Definition
Standardized procedures published by the FAA that allow pilots to descend safely from en route altitude to a position from which a landing can be made at a civil (non-military) airport, using cockpit instruments rather than outside visual references. Unless otherwise authorized, when an instrument letdown to a civil airport is necessary, pilots must use a Standard Instrument Approach Procedure (SIAP) prescribed for that airport in 14 CFR Part 97.
Plain English
These are the official, published step-by-step procedures a pilot follows on instruments to line up with a runway and descend to land at a public, non-military airport when the weather is too poor to do it visually.
Context Anchor
Seen when studying IFR approaches, selecting an approach chart, briefing an arrival, or preparing to land at a civilian airport in instrument conditions.
Derivation
“Instrument” comes from the idea of a tool used to measure or guide something. In aviation, it points to the cockpit tools and navigation signals a pilot uses when outside visual cues are limited. “Civil” means non-military, and “approach” means the final planned part of getting to the airport to land.
Why Pilots Care
Civil airports have published procedures and weather minimums that pilots must follow to land safely when flying under instrument rules.
Intuition Check
Do not read “civil” as meaning polite or ordinary; here it means non-military.

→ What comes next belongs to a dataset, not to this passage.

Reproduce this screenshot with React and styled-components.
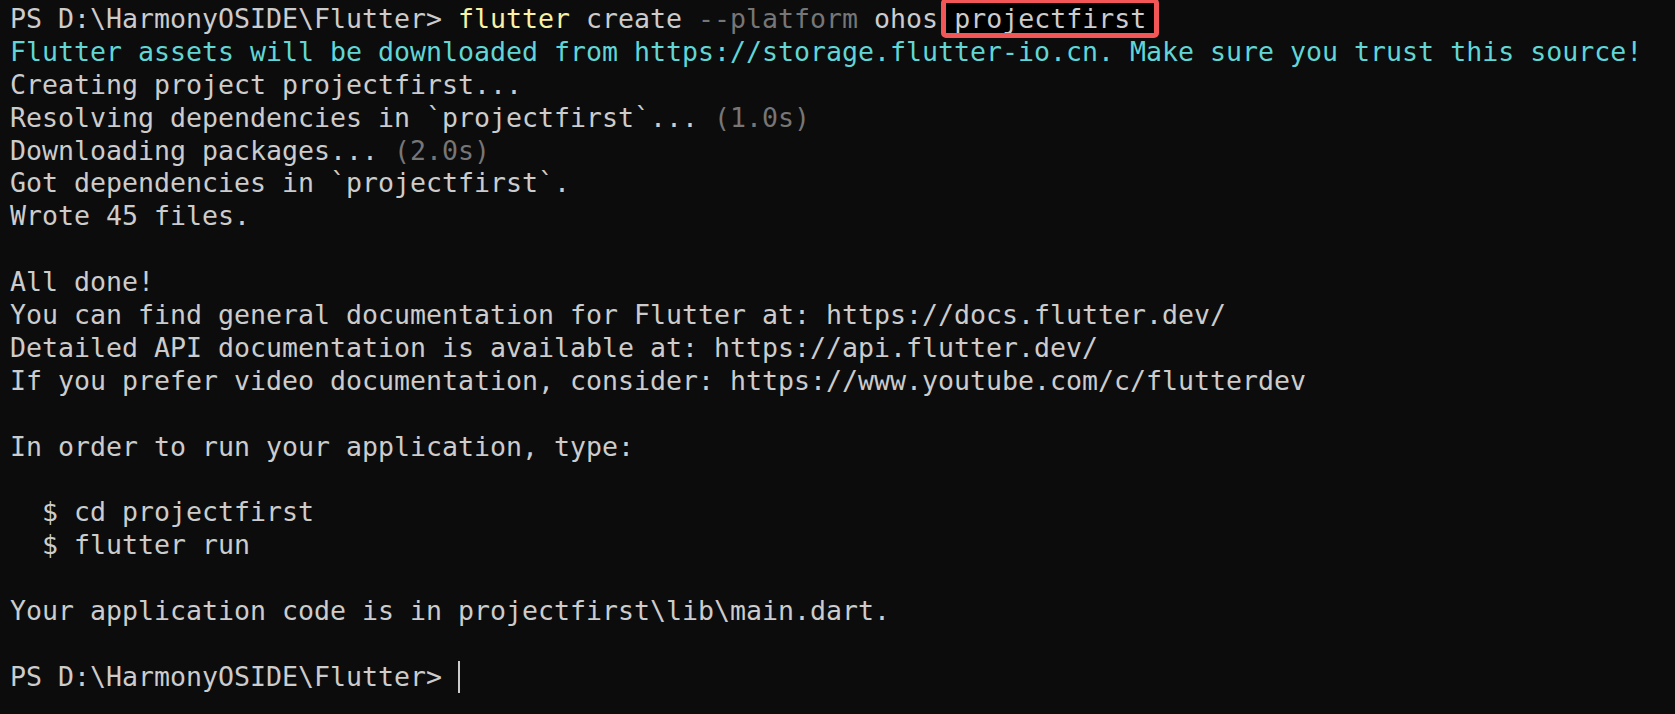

Do not read “approach” as just flying generally toward an airport; here it means a published instrument procedure for getting to a runway.
Example Sentence 1
Because the ceiling was at 600 feet, the pilot briefed the published instrument approach to the civil airport before beginning the descent.
Example Sentence 2
Before departure the crew reviewed available instrument approaches to civil airports near the destination.